Figure 60 shows the individual mitigation measures (excluding long tunnels, long bridges, and anti-fertility treatment) in relation to their balance and effectiveness. The figure has several groupings. Based on the rough estimates in this chapter, wildlife fencing, with or without wildlife underpasses or a combination of wildlife underpasses and overpasses, and animal detection systems with wildlife fencing have high effectiveness and a high return on investment. (identified by solid oval, measures 8, 11, 12, and 14 in figure 60 ). Animal detection systems without wildlife fences or wildlife fences with a high density of wildlife overpasses (identified by dashed oval, measures 3 and 13 in figure 60) also have high effectiveness, but their positive financial balance is less strong.

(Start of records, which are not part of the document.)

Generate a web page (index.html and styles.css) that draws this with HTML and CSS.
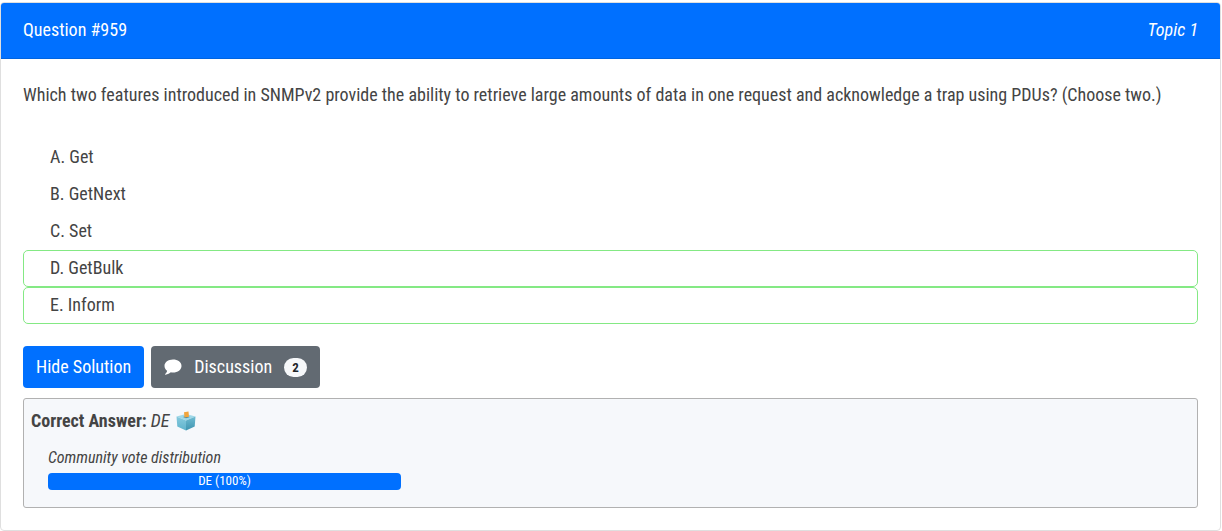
FILE: index.html
```html
<!DOCTYPE html>
<html lang="en">
<head>
<meta charset="utf-8">
<meta name="viewport" content="width=device-width, initial-scale=1">
<title>Question #959</title>
<link rel="stylesheet" href="styles.css">
</head>
<body>
<main class="card">
  <header class="card-header">
    <span>Question #959</span>
    <span class="topic">Topic 1</span>
  </header>
  <div class="card-body">
    <p class="question">Which two features introduced in SNMPv2 provide the ability to retrieve large amounts of data in one request and acknowledge a trap using PDUs? (Choose two.)</p>
    <ul class="choices">
      <li class="choice">A. Get</li>
      <li class="choice">B. GetNext</li>
      <li class="choice">C. Set</li>
      <li class="choice correct">D. GetBulk</li>
      <li class="choice correct">E. Inform</li>
    </ul>
    <div class="actions">
      <button type="button" class="btn btn-primary">Hide Solution</button>
      <button type="button" class="btn btn-secondary">
        <svg class="comment" viewBox="0 0 18 16" aria-hidden="true"><path fill="#fff" d="M9 .5C4.200.5.5 3.300.5 6.900c0 2.100 1.200 3.900 2.600 4.900-.2 1.300-.9 2.200-1.900 3.200-.3.3-.1.700.3.7 2.500-.2 4.100-1.200 5.300-2.400.7.1 1.500.2 2.200.2 4.800 0 8.500-2.900 8.500-6.600S13.800.5 9 .5z"/></svg>
        <span>Discussion</span>
        <span class="badge">2</span>
      </button>
    </div>
    <section class="answer">
      <div class="answer-line">
        <strong>Correct Answer:</strong>
        <em>DE</em>
        <svg class="ballot" viewBox="0 0 20 20" aria-hidden="true">
          <defs>
            <linearGradient id="left-face" x1="0" y1="0" x2="0" y2="1"><stop offset="0" stop-color="#86cade"/><stop offset="1" stop-color="#5fb3cc"/></linearGradient>
            <linearGradient id="right-face" x1="0" y1="0" x2="0" y2="1"><stop offset="0" stop-color="#6fbcd2"/><stop offset="1" stop-color="#3f94b0"/></linearGradient>
          </defs>
          <path fill="#9fd8e8" d="M.5 5.500 10 3l9.500 2.500L10 9.500z"/>
          <path fill="url(#left-face)" d="M.5 5.500 10 9.500v10L1.300 15.500z"/>
          <path fill="url(#right-face)" d="M19.500 5.500 10 9.500v10l8.700-4z"/>
          <path fill="#4d8a9c" d="M7 6 10 5l4 1-4 1.300z"/>
          <path fill="#f2a53c" d="M8 1.300 12.500.5 13 5.700 8.500 6.500z"/>
        </svg>
      </div>
      <div class="votes">
        <div class="votes-title">Community vote distribution</div>
        <div class="bar">DE (100%)</div>
      </div>
    </section>
  </div>
</main>
</body>
</html>
```
FILE: styles.css
```css
* { box-sizing: border-box; }

body {
  margin: 2px 1px 0 0;
  background: #fff;
  color: #444;
  font-family: "Roboto Condensed", "Liberation Sans Narrow", Roboto, sans-serif;
  font-size: 18px;
  line-height: 24px;
}

.card {
  border: 1px solid #dfdfdf;
  border-radius: 4px;
  overflow: hidden;
}

.card-header {
  display: flex;
  justify-content: space-between;
  padding: 15px 22px 16px;
  border-bottom: 1px solid #0064e0;
  background: #0070ff;
  color: #fff;
}

.topic { font-style: italic; }

.card-body { padding: 24px 22px 22px; }

.question { margin: 0 0 32px; }

.choices {
  margin: 0 0 22px;
  padding: 0;
  list-style: none;
}

.choice {
  padding: 5px 26px 6px;
  border: 1px solid transparent;
  border-radius: 5px;
}

.correct { border-color: #84e984; }

.actions {
  display: flex;
  gap: 7px;
  margin-bottom: 10px;
}

.btn {
  display: flex;
  align-items: center;
  height: 42px;
  padding: 0 13px;
  border: 0;
  border-radius: 4px;
  color: #fff;
  font: inherit;
}

.btn-primary { background: #0070ff; }

.btn-secondary {
  gap: 12px;
  background: #626a72;
}

.comment {
  width: 18px;
  height: 16px;
}

.badge {
  padding: 0 8px;
  border-radius: 10px;
  background: #f6f8fa;
  color: #212529;
  font-size: 13px;
  font-weight: 700;
  line-height: 19px;
}

.answer {
  padding: 10px 7px 17px;
  border: 1px solid #b1b1b1;
  border-radius: 3px;
  background: #f6f8fb;
}

.answer-line {
  display: flex;
  align-items: center;
  gap: 4px;
}

.ballot {
  width: 20px;
  height: 20px;
  margin-left: 3px;
}

.votes {
  width: 353px;
  margin: 11px 0 0 17px;
}

.votes-title {
  padding-bottom: 2px;
  font-size: 16px;
  font-style: italic;
  line-height: 27px;
}

.bar {
  padding-bottom: 1px;
  border-radius: 4px;
  background: #0070ff;
  color: #fff;
  font-size: 13px;
  line-height: 16px;
  text-align: center;
}
```
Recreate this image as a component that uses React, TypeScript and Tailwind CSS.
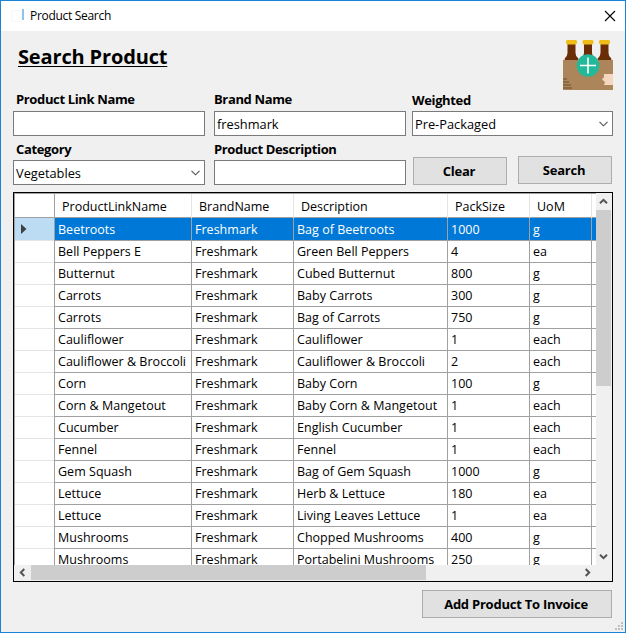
import React from "react";

const rows: string[][] = [
  ["Beetroots", "Bag of Beetroots", "1000", "g"],
  ["Bell Peppers E", "Green Bell Peppers", "4", "ea"],
  ["Butternut", "Cubed Butternut", "800", "g"],
  ["Carrots", "Baby Carrots", "300", "g"],
  ["Carrots", "Bag of Carrots", "750", "g"],
  ["Cauliflower", "Cauliflower", "1", "each"],
  ["Cauliflower & Broccoli", "Cauliflower & Broccoli", "2", "each"],
  ["Corn", "Baby Corn", "100", "g"],
  ["Corn & Mangetout", "Baby Corn & Mangetout", "1", "each"],
  ["Cucumber", "English Cucumber", "1", "each"],
  ["Fennel", "Fennel", "1", "each"],
  ["Gem Squash", "Bag of Gem Squash", "1000", "g"],
  ["Lettuce", "Herb & Lettuce", "180", "ea"],
  ["Lettuce", "Living Leaves Lettuce", "1", "ea"],
  ["Mushrooms", "Chopped Mushrooms", "400", "g"],
  ["Mushrooms", "Portabelini Mushrooms", "250", "g"],
];

const gridCols = "grid grid-cols-[40px_137px_102px_154px_82px_62px_4px]";

function Label({ children, className = "" }: { children: React.ReactNode; className?: string }) {
  return (
    <div className={`h-[25px] whitespace-nowrap text-[13px] font-bold leading-[18px] tracking-[-0.36px] ${className}`}>
      {children}
    </div>
  );
}

function Field({ value = "", select = false }: { value?: string; select?: boolean }) {
  return (
    <div className="flex h-[25px] items-center justify-between border border-[#7a7a7a] bg-white pl-0.5 pr-1 text-[12.8px] leading-[18px]">
      <span>{value}</span>
      {select && (
        <svg width="9" height="6" viewBox="0 0 9 6" fill="none" stroke="#505050" strokeWidth="1.1">
          <path d="M.5 .8 4.5 4.8 8.5 .8" />
        </svg>
      )}
    </div>
  );
}

function Button({ children }: { children: React.ReactNode }) {
  return (
    <button className="flex h-7 w-full items-center justify-center border border-[#adadad] bg-[#e1e1e1] pr-0.5 text-[13px] font-bold leading-[18px] tracking-[-0.24px]">
      {children}
    </button>
  );
}

function Chevron({ rotate = "" }: { rotate?: string }) {
  return (
    <svg className={rotate} width="9" height="9" viewBox="0 0 9 9" fill="none" stroke="#555" strokeWidth="2">
      <path d="M1 6.3 4.5 2.8 8 6.3" />
    </svg>
  );
}

function Crate() {
  return (
    <svg width="50" height="50" viewBox="0 0 50 50">
      {[8.5, 25, 41.5].map((x) => (
        <g key={x} transform={`translate(${x} 0)`}>
          <path d="M-4 4H4V13Q4 16 6.8 18.5V22H-6.8V18.5Q-4 16-4 13Z" fill="#6b2d06" />
          <path d="M-4.5 0H4.5L5.5 1V3L4.5 4.5H-4.5L-5.5 3V1Z" fill="#f0bd18" />
        </g>
      ))}
      <path d="M0 20H50V50H0Z" fill="#ac855a" />
      <path d="M0 39H4M0 42H6M0 45H8M0 48H9" stroke="#80603f" strokeWidth="1.4" />
      <path d="M50 34H41V37L39 39.5 42 42 41 45H50Z" fill="#f5d6c0" />
      <circle cx="25" cy="25.5" r="11.3" fill="#23b899" />
      <path d="M25 17.5V33.5M17 25.5H33" stroke="#fff" strokeWidth="1.6" />
    </svg>
  );
}

export default function App() {
  return (
    <div className="flex h-[633px] w-[626px] flex-col overflow-hidden border border-[#1883d7] bg-[#f0f0f0] font-['Open_Sans','Noto_Sans',sans-serif] text-black">
      <header className="flex h-[30px] shrink-0 items-center bg-white pl-2.5 pr-[9px]">
        <div className="h-3 w-[11px] border border-[#f8f8f8]" />
        <div className="-mt-1 h-[11px] w-0.5 bg-[#8fc4f0]" />
        <span className="ml-1.5 text-[12px] leading-[16px] tracking-[-0.3px]">Product Search</span>
        <svg className="ml-auto" width="12" height="12" viewBox="0 0 12 12" stroke="#000" strokeWidth="1.1">
          <path d="M1 1 11 11M11 1 1 11" />
        </svg>
      </header>

      <div className="flex h-[55px] shrink-0 justify-between pl-[17px] pr-3">
        <h1 className="pt-3 text-[20px] font-bold leading-[28px] tracking-[-0.15px] underline decoration-1 underline-offset-2">Search Product</h1>
        <div className="pt-[9px]"><Crate /></div>
      </div>

      <div className="grid shrink-0 grid-cols-[192px_192px_201px] pl-3">
        <div className="mr-0">
          <Label className="pl-[3px] pt-1">Product Link Name</Label>
          <Field />
          <Label className="-mt-px pl-[3px] pt-[5px]">Category</Label>
          <Field value="Vegetables" select />
        </div>
        <div className="ml-[9px] -mr-[9px]">
          <Label className="pt-1">Brand Name</Label>
          <Field value="freshmark" />
          <Label className="-mt-px pt-[5px]">Product Description</Label>
          <Field />
        </div>
        <div className="ml-[15px] -mr-[15px]">
          <Label className="pt-[5px]">Weighted</Label>
          <Field value="Pre-Packaged" select />
          <div className="flex justify-between pl-px pr-px pt-5">
            <div className="w-[94px] pt-px"><Button>Clear</Button></div>
            <div className="w-[94px]"><Button>Search</Button></div>
          </div>
        </div>
      </div>

      <section className="ml-3 mt-[7px] flex h-[390px] w-[600px] shrink-0 flex-col border border-black bg-[#f0f0f0] text-[12.5px]">
        <div className="flex h-[372px]">
          <div className="h-full w-[582px] overflow-hidden border-l border-t border-[#a0a0a0] bg-white">
            <div className={`${gridCols} h-6 border-b border-[#a0a0a0]`}>
              <span className="border-r border-[#a0a0a0]" />
              {["ProductLinkName", "BrandName", "Description", "PackSize", "UoM"].map((name) => (
                <span key={name} className="border-r border-[#e5e5e5] pl-[7px] pt-px leading-[23px]">{name}</span>
              ))}
            </div>
            {rows.map(([name, description, size, unit], i) => (
              <div key={i} className={`${gridCols} h-[22px] ${i === 0 ? "bg-[#0078d7] text-white" : ""}`}>
                <span className={`flex items-center border-b border-r border-b-[#e5e5e5] border-r-[#a0a0a0] pl-1.5 ${i === 0 ? "bg-[#bcdcf4]" : ""}`}>
                  {i === 0 && (
                    <svg width="6" height="10" viewBox="0 0 6 10"><path d="M0 0 5.5 5 0 10Z" fill="#404040" /></svg>
                  )}
                </span>
                {[name, "Freshmark", description, size, unit].map((value, j) => (
                  <span key={j} className="whitespace-nowrap border-b border-r border-[#a0a0a0] pl-[3px] pt-0.5 leading-[20px] tracking-[0.02px]">{value}</span>
                ))}
                <span className="border-b border-[#a0a0a0]" />
              </div>
            ))}
          </div>
          <div className="flex w-[15px] flex-col items-center justify-between pb-1 pt-1">
            <Chevron />
            <div className="mb-auto mt-1 h-[176px] w-[15px] bg-[#cdcdcd]" />
            <Chevron rotate="rotate-180" />
          </div>
        </div>
        <div className="flex h-[15px] w-[582px] items-center pl-1 pr-1">
          <Chevron rotate="-rotate-90" />
          <div className="ml-1 mr-auto h-[15px] w-[395px] bg-[#cdcdcd]" />
          <Chevron rotate="rotate-90" />
        </div>
      </section>

      <div className="flex justify-end pr-[13px] pt-2">
        <div className="w-[190px]"><Button>Add Product To Invoice</Button></div>
      </div>
      <div className="flex justify-end pr-0.5 pt-1">
        <svg width="8" height="8" viewBox="0 0 8 8" fill="#bfbfbf">
          <path d="M6 0h2v2H6zM3 3h2v2H3zM6 3h2v2H6zM0 6h2v2H0zM3 6h2v2H3zM6 6h2v2H6z" />
        </svg>
      </div>
    </div>
  );
}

This graph shows 14 mitigation measures in relation to their annual balance (the benefits minus costs per kilometer per year in increments of 5,000) and the percentage of deer-vehicle collision reduction (in increments of 10 percent). The mitigation measures include standard warning signs (1) , seasonal warning signs (2), animal detection systems (ADS) (3), vegetation removal (4), deer reflectors and mirrors (5), culling (6), relocation (7), fence (8), fence with warning signs in the gaps (9), fence with crosswalks in the gap (10), fence with ADS in the gap (11), fence with underpasses in the gap (12), fence with overpasses in the gap (13), fence with under-and overpasses in the gap (14). The graph charts each mitigation technique by symbol and highlights the six most effective measures within two ovals.  One oval includes wildlife fencing, with or without underpasses or a combination of wildlife underpasses and overpasses, and animal detection systems with wildlife fencing. The second oval includes animal detection systems and fence with overpasses.

Figure 60. Graph. Annual balance and collision reduction for the different mitigation measures (further explanation in text).